§ Set problem
Omit all pictures. Copy the rest of the material exactly.

§ Recorded data
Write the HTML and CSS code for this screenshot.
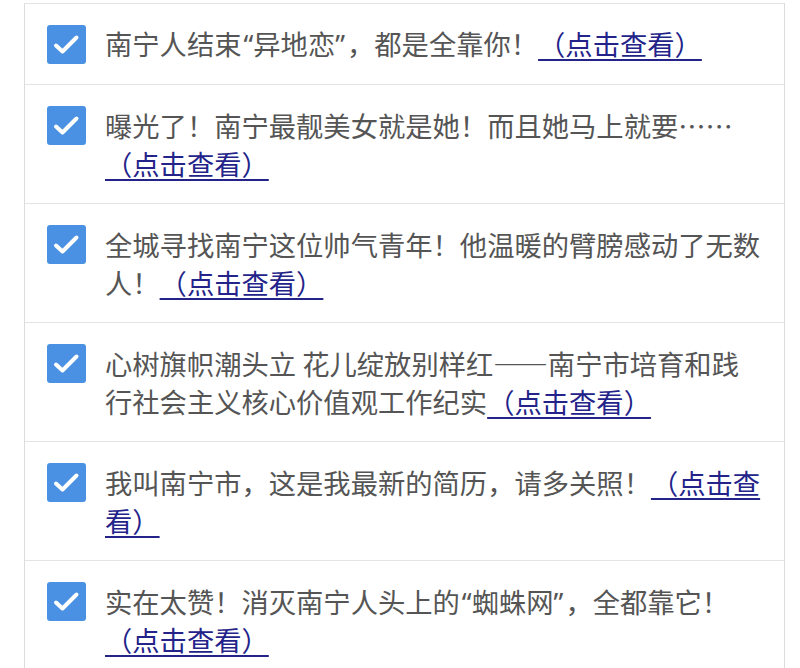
FILE: index.html
```html
<!DOCTYPE html>
<html lang="zh-CN">
<head>
  <meta charset="UTF-8">
  <title>南宁新闻</title>
  <meta name="viewport" content="width=device-width, initial-scale=1.0">
  <link rel="stylesheet" href="styles.css">
</head>
<body>

<ul class="news-list">
  <li class="news-item first">
    <span class="check"><svg viewBox="0 0 39 39" width="39" height="39"><rect width="39" height="39" rx="3" fill="#4a91e3"/><path d="M9 20.5 L15.5 26.5 L29.5 12.5" fill="none" stroke="#fff" stroke-width="4" stroke-linecap="round" stroke-linejoin="round"/></svg></span>
    <p class="title">南宁人结束<span class="q-open">“</span>异地恋<span class="q-close">”</span>，都是全靠你！<a class="more" href="#">（点击查看）</a></p>
  </li>
  <li class="news-item">
    <span class="check"><svg viewBox="0 0 39 39" width="39" height="39"><rect width="39" height="39" rx="3" fill="#4a91e3"/><path d="M9 20.5 L15.5 26.5 L29.5 12.5" fill="none" stroke="#fff" stroke-width="4" stroke-linecap="round" stroke-linejoin="round"/></svg></span>
    <p class="title">曝光了！南宁最靓美女就是她！而且她马上就要……<a class="more" href="#">（点击查看）</a></p>
  </li>
  <li class="news-item">
    <span class="check"><svg viewBox="0 0 39 39" width="39" height="39"><rect width="39" height="39" rx="3" fill="#4a91e3"/><path d="M9 20.5 L15.5 26.5 L29.5 12.5" fill="none" stroke="#fff" stroke-width="4" stroke-linecap="round" stroke-linejoin="round"/></svg></span>
    <p class="title">全城寻找南宁这位帅气青年！他温暖的臂膀感动了无数人！<a class="more" href="#">（点击查看）</a></p>
  </li>
  <li class="news-item">
    <span class="check"><svg viewBox="0 0 39 39" width="39" height="39"><rect width="39" height="39" rx="3" fill="#4a91e3"/><path d="M9 20.5 L15.5 26.5 L29.5 12.5" fill="none" stroke="#fff" stroke-width="4" stroke-linecap="round" stroke-linejoin="round"/></svg></span>
    <p class="title">心树旗帜潮头立 花儿绽放别样红——南宁市培育和践行社会主义核心价值观工作纪实<a class="more" href="#">（点击查看）</a></p>
  </li>
  <li class="news-item">
    <span class="check"><svg viewBox="0 0 39 39" width="39" height="39"><rect width="39" height="39" rx="3" fill="#4a91e3"/><path d="M9 20.5 L15.5 26.5 L29.5 12.5" fill="none" stroke="#fff" stroke-width="4" stroke-linecap="round" stroke-linejoin="round"/></svg></span>
    <p class="title">我叫南宁市，这是我最新的简历，请多关照！<a class="more" href="#">（点击查看）</a></p>
  </li>
  <li class="news-item">
    <span class="check"><svg viewBox="0 0 39 39" width="39" height="39"><rect width="39" height="39" rx="3" fill="#4a91e3"/><path d="M9 20.5 L15.5 26.5 L29.5 12.5" fill="none" stroke="#fff" stroke-width="4" stroke-linecap="round" stroke-linejoin="round"/></svg></span>
    <p class="title">实在太赞！消灭南宁人头上的<span class="q-open">“</span>蜘蛛网<span class="q-close">”</span>，全都靠它！<a class="more" href="#">（点击查看）</a></p>
  </li>
</ul>

</body>
</html>
```

FILE: styles.css
```css
html, body {
  margin: 0;
  padding: 0;
  background: #fff;
}

body {
  font-family: "Noto Sans CJK SC", "Noto Sans", sans-serif;
  padding-top: 3px;
  height: 668px;
  overflow: hidden;
}

.news-list {
  list-style: none;
  margin: 0 0 0 24px;
  padding: 0;
  width: 759px;
  border-left: 1px solid #dcdcdc;
  border-right: 1px solid #dcdcdc;
}

.news-item {
  display: flex;
  align-items: flex-start;
  gap: 19px;
  padding: 21px 19px 21px 22px;
  border-top: 1px solid #e4e4e4;
}

/* the first row sits one pixel shorter */
.news-item.first {
  padding-top: 20px;
  padding-bottom: 20px;
}

.news-item.first .check {
  margin-top: 1px;
}

.check {
  flex: 0 0 39px;
  height: 39px;
}

.check svg {
  display: block;
}

.title {
  margin: 0;
  flex: 1;
  font-size: 27.3px;
  line-height: 38px;
  color: #555;
}

/* narrow latin quotes, as in the original */
.q-open,
.q-close {
  font-family: "Noto Sans", sans-serif;
  line-height: 0;
}

.q-open {
  margin-left: 2px;
}

.q-close {
  margin-right: 2px;
}

.more {
  color: #23238a;
  text-decoration: underline;
  text-decoration-thickness: 2px;
  text-underline-offset: 4px;
}
```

§ Answer to this problem
Write the HTML and CSS code for this screenshot.
FILE: index.html
```html
<!DOCTYPE html>
<html lang="zh-CN">
<head>
  <meta charset="UTF-8">
  <title>南宁新闻</title>
  <meta name="viewport" content="width=device-width, initial-scale=1.0">
  <link rel="stylesheet" href="styles.css">
</head>
<body>

<ul class="news-list">
  <li class="news-item first">
    <span class="check"><svg viewBox="0 0 39 39" width="39" height="39"><rect width="39" height="39" rx="3" fill="#4a91e3"/><path d="M9 20.5 L15.5 26.5 L29.5 12.5" fill="none" stroke="#fff" stroke-width="4" stroke-linecap="round" stroke-linejoin="round"/></svg></span>
    <p class="title">南宁人结束<span class="q-open">“</span>异地恋<span class="q-close">”</span>，都是全靠你！<a class="more" href="#">（点击查看）</a></p>
  </li>
  <li class="news-item">
    <span class="check"><svg viewBox="0 0 39 39" width="39" height="39"><rect width="39" height="39" rx="3" fill="#4a91e3"/><path d="M9 20.5 L15.5 26.5 L29.5 12.5" fill="none" stroke="#fff" stroke-width="4" stroke-linecap="round" stroke-linejoin="round"/></svg></span>
    <p class="title">曝光了！南宁最靓美女就是她！而且她马上就要……<a class="more" href="#">（点击查看）</a></p>
  </li>
  <li class="news-item">
    <span class="check"><svg viewBox="0 0 39 39" width="39" height="39"><rect width="39" height="39" rx="3" fill="#4a91e3"/><path d="M9 20.5 L15.5 26.5 L29.5 12.5" fill="none" stroke="#fff" stroke-width="4" stroke-linecap="round" stroke-linejoin="round"/></svg></span>
    <p class="title">全城寻找南宁这位帅气青年！他温暖的臂膀感动了无数人！<a class="more" href="#">（点击查看）</a></p>
  </li>
  <li class="news-item">
    <span class="check"><svg viewBox="0 0 39 39" width="39" height="39"><rect width="39" height="39" rx="3" fill="#4a91e3"/><path d="M9 20.5 L15.5 26.5 L29.5 12.5" fill="none" stroke="#fff" stroke-width="4" stroke-linecap="round" stroke-linejoin="round"/></svg></span>
    <p class="title">心树旗帜潮头立 花儿绽放别样红——南宁市培育和践行社会主义核心价值观工作纪实<a class="more" href="#">（点击查看）</a></p>
  </li>
  <li class="news-item">
    <span class="check"><svg viewBox="0 0 39 39" width="39" height="39"><rect width="39" height="39" rx="3" fill="#4a91e3"/><path d="M9 20.5 L15.5 26.5 L29.5 12.5" fill="none" stroke="#fff" stroke-width="4" stroke-linecap="round" stroke-linejoin="round"/></svg></span>
    <p class="title">我叫南宁市，这是我最新的简历，请多关照！<a class="more" href="#">（点击查看）</a></p>
  </li>
  <li class="news-item">
    <span class="check"><svg viewBox="0 0 39 39" width="39" height="39"><rect width="39" height="39" rx="3" fill="#4a91e3"/><path d="M9 20.5 L15.5 26.5 L29.5 12.5" fill="none" stroke="#fff" stroke-width="4" stroke-linecap="round" stroke-linejoin="round"/></svg></span>
    <p class="title">实在太赞！消灭南宁人头上的<span class="q-open">“</span>蜘蛛网<span class="q-close">”</span>，全都靠它！<a class="more" href="#">（点击查看）</a></p>
  </li>
</ul>

</body>
</html>
```

FILE: styles.css
```css
html, body {
  margin: 0;
  padding: 0;
  background: #fff;
}

body {
  font-family: "Noto Sans CJK SC", "Noto Sans", sans-serif;
  padding-top: 3px;
  height: 668px;
  overflow: hidden;
}

.news-list {
  list-style: none;
  margin: 0 0 0 24px;
  padding: 0;
  width: 759px;
  border-left: 1px solid #dcdcdc;
  border-right: 1px solid #dcdcdc;
}

.news-item {
  display: flex;
  align-items: flex-start;
  gap: 19px;
  padding: 21px 19px 21px 22px;
  border-top: 1px solid #e4e4e4;
}

/* the first row sits one pixel shorter */
.news-item.first {
  padding-top: 20px;
  padding-bottom: 20px;
}

.news-item.first .check {
  margin-top: 1px;
}

.check {
  flex: 0 0 39px;
  height: 39px;
}

.check svg {
  display: block;
}

.title {
  margin: 0;
  flex: 1;
  font-size: 27.3px;
  line-height: 38px;
  color: #555;
}

/* narrow latin quotes, as in the original */
.q-open,
.q-close {
  font-family: "Noto Sans", sans-serif;
  line-height: 0;
}

.q-open {
  margin-left: 2px;
}

.q-close {
  margin-right: 2px;
}

.more {
  color: #23238a;
  text-decoration: underline;
  text-decoration-thickness: 2px;
  text-underline-offset: 4px;
}
```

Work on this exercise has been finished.